A load P = 30.0 kN is applied to the crank pin of the crank shaft in Figure 11.22 to rotate the shaft at constant speed. The shaft is made of a ductile steel \left(\sigma_{y p}=276  MPa \right) . Using maximum shear stress criterion against yielding, calculate the required shaft diameter.
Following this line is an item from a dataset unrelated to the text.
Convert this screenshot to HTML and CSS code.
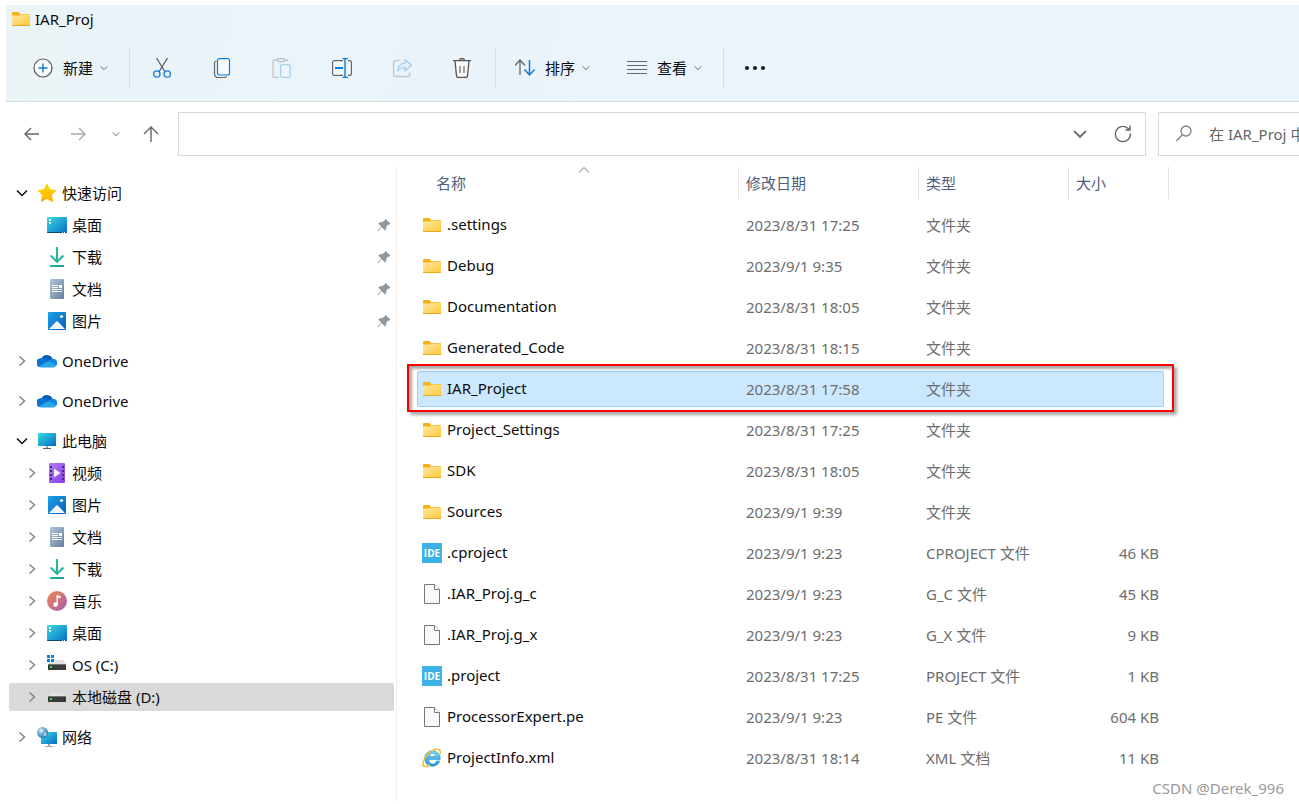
FILE: index.html
```html
<!DOCTYPE html>
<html lang="zh-CN">
<head>
<meta charset="utf-8">
<title>IAR_Proj</title>
<link rel="stylesheet" href="styles.css">
</head>
<body>
<svg class="defs" aria-hidden="true">
  <defs>
    <linearGradient id="gFolder" x1="0" y1="0" x2="1" y2="1"><stop offset="0" stop-color="#ffe9a6"/><stop offset="1" stop-color="#ffc93c"/></linearGradient>
    <linearGradient id="gScreen" x1="0" y1="0" x2="1" y2="1"><stop offset="0" stop-color="#36dbe6"/><stop offset="1" stop-color="#0b6cc4"/></linearGradient>
    <linearGradient id="gDown" x1="0" y1="0" x2="1" y2="1"><stop offset="0" stop-color="#3cc78a"/><stop offset="1" stop-color="#0f9fa6"/></linearGradient>
    <linearGradient id="gDoc" x1="0" y1="0" x2="1" y2="1"><stop offset="0" stop-color="#b3c5d8"/><stop offset="1" stop-color="#647f9f"/></linearGradient>
    <linearGradient id="gPic" x1="0" y1="0" x2="1" y2="1"><stop offset="0" stop-color="#1ba3ea"/><stop offset="1" stop-color="#0a5cb5"/></linearGradient>
    <linearGradient id="gStar" x1="0" y1="0" x2="0" y2="1"><stop offset="0" stop-color="#ffd900"/><stop offset="1" stop-color="#ffb000"/></linearGradient>
    <linearGradient id="gVideo" x1="0" y1="0" x2="1" y2="1"><stop offset="0" stop-color="#b67cf5"/><stop offset="1" stop-color="#8a3ee8"/></linearGradient>
    <linearGradient id="gMusic" x1="0" y1="0" x2="1" y2="1"><stop offset="0" stop-color="#f68a4c"/><stop offset="1" stop-color="#a05cb4"/></linearGradient>
    <radialGradient id="gGlobe" cx=".35" cy=".3" r=".8"><stop offset="0" stop-color="#b5dcf2"/><stop offset="1" stop-color="#1d6fa8"/></radialGradient>
    <linearGradient id="gIE" x1="0" y1="0" x2="0" y2="1"><stop offset="0" stop-color="#7fdcff"/><stop offset="1" stop-color="#2095dc"/></linearGradient>

    <symbol id="folder" viewBox="0 0 20 20"><path d="M1 4q0-1 1-1h5q1 0 1.400 1l.6 1h9.500q.5 0 .5.500V8H1z" fill="#f5b014"/><path d="M1 6.500h7l1.500-1H19V16H1z" fill="url(#gFolder)"/><path d="M1 16h18v1H1z" fill="#eba81a"/></symbol>
    <symbol id="star" viewBox="0 0 20 20"><path d="M10 1l2.700 5.800 6.300.8-4.700 4.300 1.300 6.600L10 15.300l-5.600 3.200 1.300-6.600L1 7.600l6.300-.8z" fill="url(#gStar)" stroke="url(#gStar)" stroke-linejoin="round"/></symbol>
    <symbol id="desktop" viewBox="0 0 20 20"><rect y="2" width="20" height="16" rx="1" fill="url(#gScreen)"/><path d="M0 17h20q0 1-1 1H1q-1 0-1-1z" fill="#074d78"/><path d="M2 4h2v2H2zM2 7h2v2H2z" fill="#fff"/><path d="M15 17h1v1h-1zM17 17h1v1h-1z" fill="#d4effa"/></symbol>
    <symbol id="download" viewBox="0 0 20 20"><path d="M9 0h2v12.500l4.700-4.700L17 9.200l-7 7-7-7 1.300-1.400L9 12.500zM3 18h14v2H3z" fill="url(#gDown)"/></symbol>
    <symbol id="doc" viewBox="0 0 20 20"><rect x="3" width="14" height="20" rx="1" fill="url(#gDoc)"/><path d="M5 6h6v1H5zM5 8h6v1H5zM12 6h3v3h-3zM5 10h10v1H5zM5 12h10v1H5z" fill="#fff"/></symbol>
    <symbol id="picture" viewBox="0 0 20 20"><rect x="1" y="1" width="18" height="18" rx="1" fill="url(#gPic)"/><path d="M2 18l7.200-7.400q.8-.7 1.600 0L18 18z" fill="#eef7ff"/><circle cx="14.500" cy="5.500" r="1.600" fill="#fff"/></symbol>
    <symbol id="cloud" viewBox="0 0 20 20"><path d="M4.500 7.500a6 6 0 0 1 11.200.8L9.500 12z" fill="#0560b6"/><path d="M4.500 7.200Q8 6.500 11.500 9.500L3 16.300A4.600 4.600 0 0 1 4.500 7.200z" fill="#0a73cf"/><path d="M10 10l5.500-2.300A4.300 4.300 0 0 1 19 15z" fill="#1489e0"/><path d="M2 15l9-4.500q5 2 8 4-1 2-3 2H5q-2 0-3-1.500z" fill="#28a4ea"/></symbol>
    <symbol id="pc" viewBox="0 0 20 20"><rect x="1" y="2" width="18" height="13" rx=".5" fill="url(#gScreen)"/><path d="M9 15h2v2H9z" fill="#9aa2a8"/><path d="M6 17h8v1H6z" fill="#4f6675"/></symbol>
    <symbol id="video" viewBox="0 0 20 20"><rect x="2" width="16" height="20" rx="1" fill="url(#gVideo)"/><path d="M3 3h2v2H3zM3 7h2v2H3zM3 11h2v2H3zM3 15h2v2H3zM15 3h2v2h-2zM15 7h2v2h-2zM15 11h2v2h-2zM15 15h2v2h-2z" fill="#4b2394"/><path d="M7 5.500l6.500 4.500L7 14.500z" fill="#f3eefb"/></symbol>
    <symbol id="music" viewBox="0 0 20 20"><circle cx="10" cy="10" r="10" fill="url(#gMusic)"/><path d="M9.500 4l4 1v2.500l-2.700-.7v6.700a2.200 2.200 0 1 1-1.300-2z" fill="#fff"/></symbol>
    <symbol id="drive" viewBox="0 0 20 20"><path d="M4 6h12l3 4H1z" fill="#e3e3e3"/><rect x="1" y="9" width="18" height="6" fill="#3c3c3c"/><path d="M1 9h18v1H1z" fill="#777"/><path d="M3 11h2v2H3z" fill="#2ee04a"/></symbol>
    <symbol id="osdrive" viewBox="0 0 20 20"><path d="M5 5h11l3 4H1z" fill="#e3e3e3"/><rect x="1" y="9" width="18" height="6" fill="#3c3c3c"/><path d="M1 9h18v1H1z" fill="#777"/><path d="M3 11h2v2H3z" fill="#2ee04a"/><path d="M0 0h3v3H0zM4 0h3v3H4zM0 4h3v3H0zM4 4h3v3H4z" fill="#0c83dc"/></symbol>
    <symbol id="network" viewBox="0 0 20 20"><rect x="4" y="5" width="16" height="12" rx=".5" fill="url(#gScreen)"/><path d="M11 17h2v2h-2zM8 19h8v1H8z" fill="#a0a8ae"/><circle cx="5.500" cy="5.500" r="5.500" fill="url(#gGlobe)"/><path d="M2 3q3-2 4 0t-2 3zM7 6q3-1 2.500 1.500T7 9z" fill="#d8eefa" opacity=".7"/></symbol>
    <symbol id="file" viewBox="0 0 20 20"><path d="M2.500.5h10l5 5v14h-15z" fill="#f9f9f9" stroke="#777"/><path d="M12.500.5v5h5" fill="#fff" stroke="#777"/></symbol>
    <symbol id="ie" viewBox="0 0 20 20"><path d="M14.300 13h3.500A7.800 7.800 0 1 1 18.200 9.800v1.600H7a3.400 3.400 0 0 0 7.300 1.600zM7 8.500h7.100a3.600 3.600 0 0 0-7.100 0z" fill="url(#gIE)" fill-rule="evenodd" stroke="#278fc9" stroke-width=".6"/><path d="M18 6.500C20-1 12 .5 6.500 5.500S-1 19 3 18.500c2 0 4-1 5-1.800" fill="none" stroke="#f3bd27" stroke-width="1.500"/></symbol>
    <symbol id="pin" viewBox="0 0 14 14"><path d="M8.500.7L13.300 5.500 12 6.700 10.500 7 9.200 9.800 9 11.700 8 12.500 4.700 9.300 1 13.300H.5v-.8l3.800-3.700L1.300 5.500l1-1 2-.2L7 3.200z" fill="#8e9aa3"/></symbol>
    <symbol id="right" viewBox="0 0 12 12"><path d="M3.500 1.500L8.500 6l-5 4.500" fill="none" stroke="#858585" stroke-width="1.500"/></symbol>
    <symbol id="down" viewBox="0 0 12 12"><path d="M1 3.500l5 5 5-5" fill="none" stroke="currentColor" stroke-width="1.500"/></symbol>
  </defs>
</svg>

<div class="window">
  <header class="ribbon">
    <h1 class="title"><svg class="icon"><use href="#folder"/></svg>IAR_Proj</h1>
    <div class="toolbar" role="toolbar" aria-label="命令">
      <button class="command command-new"><svg class="icon" viewBox="0 0 20 20" fill="none"><circle cx="10" cy="10" r="9" fill="#fafcfe" stroke="#555" stroke-width="1.200"/><path d="M10 5.500v9M5.500 10h9" stroke="#0a78d4" stroke-width="1.400"/></svg><span>新建</span><svg class="caret"><use href="#down"/></svg></button>
      <div class="tools">
        <button class="tool" aria-label="剪切"><svg class="icon" viewBox="0 0 20 20" fill="none"><path d="M4.500 0l8.300 13.500M15.500 0L7.200 13.500" stroke="#555" stroke-width="1.200"/><g stroke="#0a7ddb" stroke-width="1.300"><circle cx="4.800" cy="16" r="3.200"/><circle cx="15.200" cy="16" r="3.200"/></g></svg></button>
        <button class="tool" aria-label="复制"><svg class="icon" viewBox="0 0 20 20" fill="none"><path d="M4.500 3q-2 .5-2 2v10.500q0 4 4 4h6q1.500 0 2-1" stroke="#666" stroke-width="1.200"/><rect x="5.500" y=".6" width="12" height="16.400" rx="2" fill="#f8fafd" stroke="#0a7ddb" stroke-width="1.200"/></svg></button>
        <button class="tool" aria-label="粘贴" disabled><svg class="icon" viewBox="0 0 20 20" fill="none"><path d="M6 2H2.500Q1 2 1 3.500v14Q1 19.500 3 19.500h3.500M12 2h2.500Q16 2 16 4" stroke="#c1c6c9" stroke-width="1.300"/><rect x="5.500" y=".6" width="7" height="3" rx="1.500" stroke="#b5bbbf" stroke-width="1.200"/><rect x="8.600" y="6.600" width="9.500" height="12.800" rx="1.500" fill="#eff6fd" stroke="#a5cfee" stroke-width="1.300"/></svg></button>
        <button class="tool" aria-label="重命名"><svg class="icon" viewBox="0 0 20 20" fill="none"><path d="M11 2.600H2.500Q.6 2.600.6 4.500v11q0 1.900 1.900 1.900H11M16 2.600h1.500q1.900 0 1.900 1.900v11q0 1.900-1.900 1.900H16" stroke="#666" stroke-width="1.200" fill="#f6f9fc"/><path d="M3 10h8" stroke="#0a7ddb" stroke-width="2"/><path d="M13 .6v18.800M10.500.6h5.500M10.500 19.400h5.500" stroke="#0a7ddb" stroke-width="1.400"/></svg></button>
        <button class="tool" aria-label="共享" disabled><svg class="icon" viewBox="0 0 20 20" fill="none"><path d="M7.500 2.600h-4Q1.600 2.600 1.600 4.500v12q0 2 2 2h12q2 0 2-2v-2" stroke="#c1c6c9" stroke-width="1.300"/><path d="M13 1.500l6.500 5.700L13 13V9.500q-4.500 0-7.500 3.500Q6.500 5.500 13 5z" fill="#e4f1fc" stroke="#9ccbed" stroke-width="1.200" stroke-linejoin="round"/></svg></button>
        <button class="tool" aria-label="删除"><svg class="icon" viewBox="0 0 20 20" fill="none"><path d="M3 2.800l1.500 15q.2 1.600 1.800 1.600h7.400q1.600 0 1.800-1.600L17 2.800" fill="#fafafa" stroke="#555" stroke-width="1.300"/><path d="M1 2.700h18M7.500 2.500q.2-2 2.500-2t2.500 2" stroke="#555" stroke-width="1.300"/><path d="M8 8v7M12 8v7" stroke="#666" stroke-width="1.200"/></svg></button>
      </div>
      <div class="menus">
        <button class="command"><svg class="icon" viewBox="0 0 20 20" fill="none"><path d="M5 17V2M0 7.500L5 2l5 5.500" stroke="#666" stroke-width="1.300"/><path d="M14.500 2v15M9.500 11.500l5 5.500 5-5.500" stroke="#0a7ddb" stroke-width="1.500"/></svg><span>排序</span><svg class="caret"><use href="#down"/></svg></button>
        <button class="command"><svg class="icon" viewBox="0 0 20 20"><path d="M0 3.500h20M0 7.500h20M0 11.500h20M0 15.500h20" stroke="#666" stroke-width="1.200"/></svg><span>查看</span><svg class="caret"><use href="#down"/></svg></button>
      </div>
      <button class="more" aria-label="更多"><svg class="icon" viewBox="0 0 20 20"><g fill="#1b1b1b"><circle cx="2" cy="10" r="2"/><circle cx="10" cy="10" r="2"/><circle cx="18" cy="10" r="2"/></g></svg></button>
    </div>
  </header>

  <nav class="navbar" aria-label="导航">
    <div class="history">
      <button class="navigate" aria-label="后退"><svg class="icon" viewBox="0 0 20 20" fill="none" stroke="#666" stroke-width="1.400"><path d="M17 10H3M9 4l-6 6 6 6"/></svg></button>
      <button class="navigate" aria-label="前进"><svg class="icon" viewBox="0 0 20 20" fill="none" stroke="#aaa" stroke-width="1.400"><path d="M3 10h14M11 4l6 6-6 6"/></svg></button>
      <button class="navigate narrow" aria-label="最近的位置"><svg class="caret"><use href="#down"/></svg></button>
      <button class="navigate narrow" aria-label="向上"><svg class="icon" viewBox="0 0 20 20" fill="none" stroke="#666" stroke-width="1.400"><path d="M10 18V3M3 10l7-7 7 7"/></svg></button>
    </div>
    <div class="address">
      <input class="path" type="text" aria-label="地址">
      <button class="plain" aria-label="展开地址"><svg class="chevron"><use href="#down"/></svg></button>
      <button class="plain" aria-label="刷新"><svg class="icon" viewBox="0 0 20 20" fill="none" stroke="#666" stroke-width="1.400"><path d="M17.500 9.500a7.600 7.600 0 1 1-2.700-5.300L17 6M17 1.500V6h-4.500"/></svg></button>
    </div>
    <label class="search"><svg class="icon" viewBox="0 0 20 20" fill="none" stroke="#808080" stroke-width="1.300"><circle cx="12" cy="7" r="5"/><path d="M8.500 10.500L2.500 17"/></svg><input class="query" type="text" placeholder="在 IAR_Proj 中搜索" aria-label="搜索"></label>
  </nav>

  <div class="content">
    <aside class="sidebar">
      <ul class="group">
        <li class="node open"><svg class="toggle"><use href="#down"/></svg><svg class="icon"><use href="#star"/></svg>快速访问</li>
        <li class="node child"><svg class="toggle"></svg><svg class="icon"><use href="#desktop"/></svg>桌面<svg class="pin"><use href="#pin"/></svg></li>
        <li class="node child"><svg class="toggle"></svg><svg class="icon"><use href="#download"/></svg>下载<svg class="pin"><use href="#pin"/></svg></li>
        <li class="node child"><svg class="toggle"></svg><svg class="icon"><use href="#doc"/></svg>文档<svg class="pin"><use href="#pin"/></svg></li>
        <li class="node child"><svg class="toggle"></svg><svg class="icon"><use href="#picture"/></svg>图片<svg class="pin"><use href="#pin"/></svg></li>
      </ul>
      <ul class="group">
        <li class="node"><svg class="toggle"><use href="#right"/></svg><svg class="icon"><use href="#cloud"/></svg>OneDrive</li>
      </ul>
      <ul class="group">
        <li class="node"><svg class="toggle"><use href="#right"/></svg><svg class="icon"><use href="#cloud"/></svg>OneDrive</li>
      </ul>
      <ul class="group">
        <li class="node open"><svg class="toggle"><use href="#down"/></svg><svg class="icon"><use href="#pc"/></svg>此电脑</li>
        <li class="node child"><svg class="toggle"><use href="#right"/></svg><svg class="icon"><use href="#video"/></svg>视频</li>
        <li class="node child"><svg class="toggle"><use href="#right"/></svg><svg class="icon"><use href="#picture"/></svg>图片</li>
        <li class="node child"><svg class="toggle"><use href="#right"/></svg><svg class="icon"><use href="#doc"/></svg>文档</li>
        <li class="node child"><svg class="toggle"><use href="#right"/></svg><svg class="icon"><use href="#download"/></svg>下载</li>
        <li class="node child"><svg class="toggle"><use href="#right"/></svg><svg class="icon"><use href="#music"/></svg>音乐</li>
        <li class="node child"><svg class="toggle"><use href="#right"/></svg><svg class="icon"><use href="#desktop"/></svg>桌面</li>
        <li class="node child"><svg class="toggle"><use href="#right"/></svg><svg class="icon"><use href="#osdrive"/></svg>OS (C:)</li>
        <li class="node child current"><svg class="toggle"><use href="#right"/></svg><svg class="icon"><use href="#drive"/></svg>本地磁盘 (D:)</li>
      </ul>
      <ul class="group">
        <li class="node"><svg class="toggle"><use href="#right"/></svg><svg class="icon"><use href="#network"/></svg>网络</li>
      </ul>
    </aside>

    <main class="listing">
      <table class="files">
        <colgroup><col class="col-name"><col class="col-date"><col class="col-type"><col class="col-size"></colgroup>
        <thead>
          <tr>
            <th scope="col"><div class="heading first">名称<svg class="sorted" viewBox="0 0 12 12" fill="none" stroke="#777"><path d="M1 8.500l5-5 5 5"/></svg></div></th>
            <th scope="col"><div class="heading">修改日期</div></th>
            <th scope="col"><div class="heading">类型</div></th>
            <th scope="col"><div class="heading">大小</div></th>
          </tr>
        </thead>
        <tbody>
          <tr><td class="name"><svg class="icon"><use href="#folder"/></svg>.settings</td><td>2023/8/31 17:25</td><td>文件夹</td><td class="size"></td></tr>
          <tr><td class="name"><svg class="icon"><use href="#folder"/></svg>Debug</td><td>2023/9/1 9:35</td><td>文件夹</td><td class="size"></td></tr>
          <tr><td class="name"><svg class="icon"><use href="#folder"/></svg>Documentation</td><td>2023/8/31 18:05</td><td>文件夹</td><td class="size"></td></tr>
          <tr><td class="name"><svg class="icon"><use href="#folder"/></svg>Generated_Code</td><td>2023/8/31 18:15</td><td>文件夹</td><td class="size"></td></tr>
          <tr class="selected"><td class="name"><svg class="icon"><use href="#folder"/></svg>IAR_Project</td><td>2023/8/31 17:58</td><td>文件夹</td><td class="size"></td></tr>
          <tr><td class="name"><svg class="icon"><use href="#folder"/></svg>Project_Settings</td><td>2023/8/31 17:25</td><td>文件夹</td><td class="size"></td></tr>
          <tr><td class="name"><svg class="icon"><use href="#folder"/></svg>SDK</td><td>2023/8/31 18:05</td><td>文件夹</td><td class="size"></td></tr>
          <tr><td class="name"><svg class="icon"><use href="#folder"/></svg>Sources</td><td>2023/9/1 9:39</td><td>文件夹</td><td class="size"></td></tr>
          <tr><td class="name"><span class="icon ide">IDE</span>.cproject</td><td>2023/9/1 9:23</td><td>CPROJECT 文件</td><td class="size">46 KB</td></tr>
          <tr><td class="name"><svg class="icon"><use href="#file"/></svg>.IAR_Proj.g_c</td><td>2023/9/1 9:23</td><td>G_C 文件</td><td class="size">45 KB</td></tr>
          <tr><td class="name"><svg class="icon"><use href="#file"/></svg>.IAR_Proj.g_x</td><td>2023/9/1 9:23</td><td>G_X 文件</td><td class="size">9 KB</td></tr>
          <tr><td class="name"><span class="icon ide">IDE</span>.project</td><td>2023/8/31 17:25</td><td>PROJECT 文件</td><td class="size">1 KB</td></tr>
          <tr><td class="name"><svg class="icon"><use href="#file"/></svg>ProcessorExpert.pe</td><td>2023/9/1 9:23</td><td>PE 文件</td><td class="size">604 KB</td></tr>
          <tr><td class="name"><svg class="icon"><use href="#ie"/></svg>ProjectInfo.xml</td><td>2023/8/31 18:14</td><td>XML 文档</td><td class="size">11 KB</td></tr>
        </tbody>
      </table>
    </main>
  </div>
  <p class="credit">CSDN @Derek_996</p>
</div>
</body>
</html>
```
FILE: styles.css
```css
* { box-sizing: border-box; }

body {
  margin: 0;
  background: #fff;
  color: #0c0c0c;
  font: 15px/20px "Noto Sans", "Noto Sans CJK SC", sans-serif;
}

button, input {
  margin: 0;
  padding: 0;
  border: 0;
  background: none;
  color: inherit;
  font: inherit;
}

.defs { position: absolute; width: 0; height: 0; }

.window {
  position: relative;
  display: flex;
  flex-direction: column;
  min-height: 100vh;
  padding: 5px 0 2px 6px;
  overflow: hidden;
}

.icon { flex: none; width: 20px; height: 20px; }
.caret { flex: none; width: 8px; height: 8px; color: #666; }
.chevron { display: block; width: 14px; height: 14px; color: #666; }

/* Ribbon */
.ribbon {
  background: linear-gradient(100deg, #eaf4f7, #ebf3fb 50%, #ebf3fb);
  border-bottom: 1px solid #d5e0e5;
}

.title {
  display: flex;
  align-items: center;
  gap: 4px;
  height: 28px;
  margin: 0;
  padding-left: 5px;
  font-size: 15px;
  font-weight: 400;
}

.toolbar { display: flex; align-items: center; height: 68px; padding-top: 2px; }

.command { display: flex; align-items: center; }
.command span { margin: 0 7px 0 10px; }
.command-new { padding: 0 21px 0 27px; }

.tools, .menus {
  display: flex;
  align-items: center;
  height: 40px;
  border-left: 1px solid #d7dfe5;
}
.tools { gap: 40px; padding: 0 23px 0 22px; }
.tool { height: 20px; }
.menus { gap: 37px; padding: 0 21px 0 19px; border-right: 1px solid #d7dfe5; }
.more { height: 20px; margin-left: 21px; }

/* Address bar */
.navbar { display: flex; align-items: center; padding: 10px 0 11px; }
.history { display: flex; align-items: center; width: 172px; padding-left: 3px; }
.navigate { display: flex; justify-content: center; align-items: center; width: 46px; height: 32px; }
.navigate.narrow { width: 30px; margin-right: 5px; }

.address {
  display: flex;
  align-items: center;
  flex: 1;
  gap: 26px;
  height: 44px;
  padding: 0 12px;
  border: 1px solid #d9d9d9;
}
.path { flex: 1; min-width: 0; }
.plain { display: flex; }

.search {
  display: flex;
  align-items: center;
  gap: 15px;
  width: 141px;
  height: 44px;
  margin-left: 12px;
  padding-left: 15px;
  border: 1px solid #d9d9d9;
  border-right: 0;
}
.query { flex: 1; min-width: 0; }
.query::placeholder { color: #666; opacity: 1; }

/* Folder tree */
.content { display: flex; flex: 1; }

.sidebar {
  flex: none;
  width: 391px;
  padding: 10px 2px 0 3px;
  border-right: 1px solid #f0f0f0;
}
.group { margin: 0 0 8px; padding: 2px 0; list-style: none; }
.node {
  display: flex;
  align-items: center;
  gap: 5px;
  height: 28px;
  margin: 4px 0;
  padding: 0 3px 0 7px;
  border-radius: 2px;
}
.group .node:first-child { margin-top: 0; }
.group .node:last-child { margin-bottom: 0; }
.node.child { padding-left: 17px; }
.current { background: #d9d9d9; }
.toggle { flex: none; width: 12px; height: 12px; margin-right: 4px; }
.pin { width: 14px; height: 14px; margin-left: auto; }

/* File table */
.listing { flex: 1; padding-left: 20px; }
.files { width: 752px; table-layout: fixed; border-collapse: collapse; }
.col-name { width: 322px; }
.col-date { width: 180px; }
.col-type { width: 150px; }
.col-size { width: 100px; }

th { padding: 0 0 5px; font-weight: 400; text-align: left; color: #4c607a; }
.heading {
  position: relative;
  height: 32px;
  padding: 6px 0 6px 7px;
  border-right: 1px solid #e2e2e2;
}
.heading.first { padding-left: 19px; }
.sorted { position: absolute; top: -3px; left: 50%; width: 12px; height: 12px; }

td { height: 41px; padding: 0 10px 0 7px; color: #6d6d6d; white-space: nowrap; }
td.name { padding-left: 5px; color: #0c0c0c; }
.name .icon { display: inline-block; margin-right: 5px; vertical-align: middle; }
.size { text-align: right; }

.ide {
  background: #3cb1e5;
  color: #fff;
  font: 700 10px/20px "Open Sans", sans-serif;
  text-align: center;
}

.selected { position: relative; z-index: 0; }
.selected .name::before {
  content: "";
  position: absolute;
  z-index: -1;
  inset: 3px 5px 2px 0;
  background: #cce8ff;
  border: 1px solid #99d1ff;
  border-radius: 2px;
}
.selected .name::after {
  content: "";
  position: absolute;
  inset: -4px -5px -3px -10px;
  border: 2px solid #f00;
  box-shadow: 3px 3px 3px #0005, inset 3px 3px 3px #0005;
}

.credit {
  position: absolute;
  right: 15px;
  bottom: 6px;
  margin: 0;
  font-size: 15px;
  color: #999;
}
```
Assume factor of safety used in the design = 2.0.

11.22

Step-by-Step

Verified Solution

The shaft is clearly subjected to bending moment, M = 250P N mm and torque, T = 200P N mm.
Thus,

\sigma_{x x}=\frac{32 M}{\pi d^3} \quad \text { and } \quad \tau_{x y}=\frac{16 T}{\pi d^3}

Maximum shear stress, \tau_{\max } is

\tau_{\max }=\sqrt{\left\lgroup \frac{\sigma_{x x}}{2} \right\rgroup^2+\tau_{x y}^2}

=\left\lgroup \frac{16}{\pi d^3} \right\rgroup \sqrt{M^2+T^2}

For initiation of yielding

\left\lgroup \frac{16}{\pi d^3}\right\rgroup \sqrt{M^2+T^2}=\frac{\tau_{ yp }}{\text { factor of safety }}=\frac{\sigma_{ yp }}{2(\text { factor of safety })}

\Rightarrow \left\lgroup\frac{16}{\pi d^3} \right\rgroup (30) \times 10^{-3} \sqrt{250^2+200^2}=\frac{276}{(2)(2)}

\Rightarrow d=89.166  mm \simeq 89.2  mm

Hence, the required shaft diameter is 89.2 mm.